Yoga Postures that Relieve Lower Back Pain
Although many yoga postures have been shown to relieve lower back pain, the following three have proven to be particularly effective. Although it is recommended that a practitioner work with the patient to teach the correct alignment and technique, a summary of recommended poses is included as a reference.
Pelvic Tilt Pose. This is a subtle pose that incorporates a basic movement. The idea behind it is to strengthen the abdominal muscles around the lower back; bridging yoga and back pain. Pelvic tilts can be performed lying down on a floor or standing against a wall. When they are done correctly, they even supply a massage-like feeling to the back
Lying on the back, the knees are pulled up so that the feet are flat on the floor. In the starting position, the lower back should be raised slightly from the floor due to the natural curve of the lumbar spine. Exhale and gently rock the hips back towards the head. The lower back should then press against the floor. This pose should be held for a few seconds before returning to the starting position. The entire sequence of movements should be repeated 5 to 10 times.

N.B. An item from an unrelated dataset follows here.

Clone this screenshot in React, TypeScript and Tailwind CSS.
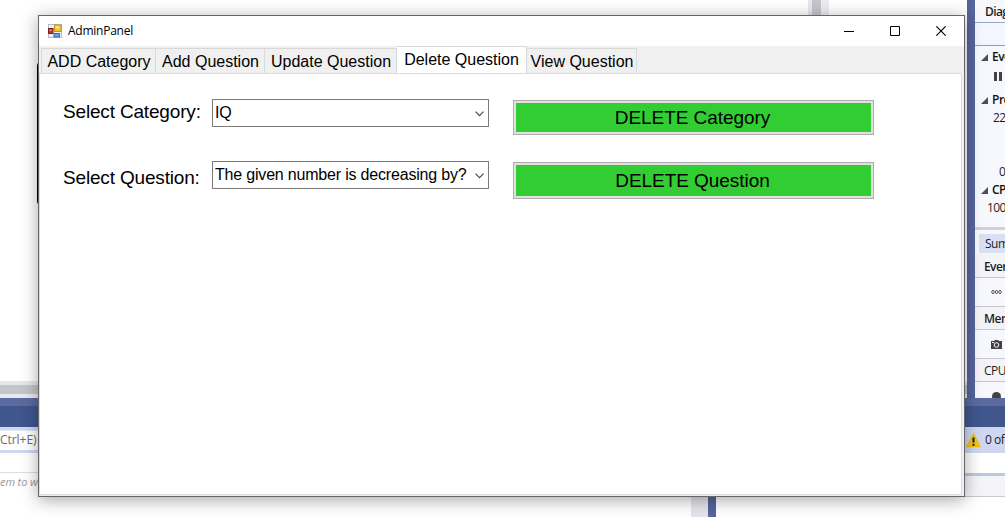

Supported Bridge Pose. This pose takes the pelvic tilt to another level of intensity. Lying on the back, the knees are pulled up so that the feet are flat on the floor. The arms rest on the floor alongside the body. (The hands will barely be able to touch the feet as they rest flat on the floor.) The feet are then pressed down onto the floor, which action serves to lift the hips off of the floor. A yoga block is then slid underneath the sacrum; the triangular-shaped bone at the base of the spine. The sacrum rests on the block for up to several minutes, depending upon the nature of the sensation experienced by the individual.
Supine Spinal Twist Pose. The supine spinal twist pose does exactly what the name implies; gently twists the spine from a prone position. It is helpful in relieving back pain, but should be approached with caution, especially for those suffering from degenerative disk disease. While lying on the back, the legs are pulled up so that the feet are flat against the floor. The hips are then turned about an inch to the right while lifting them slightly off of the floor. The right knee is then pulled into the chest as the left leg is extended out, resting on the floor.
In a swiveling motion, the right knee is then brought across the body to the left side. (The right arm is kept open and in line with the shoulder while the left hand rests comfortably on the knee). The head is then turned to the right, looking over the shoulder. The left knee and right shoulder is slowly released back towards the floor. This pose is held for 5 to 10 breaths before pulling the left knee into the chest and repeating the directions above.
Before performing any yoga exercises, a doctor’s consultation is advisable, or certainly that of a certified yoga therapist. Either will understand the relationship between yoga and back pain and can offer knowledgeable advice on which yoga exercises will bring relief of back pain and which yoga exercises may exacerbate the condition for a given individual.
Although yoga is not the only answer for the relief of lower back pain, it has proven to be one of the best natural methods of addressing this chronic and often debilitating condition.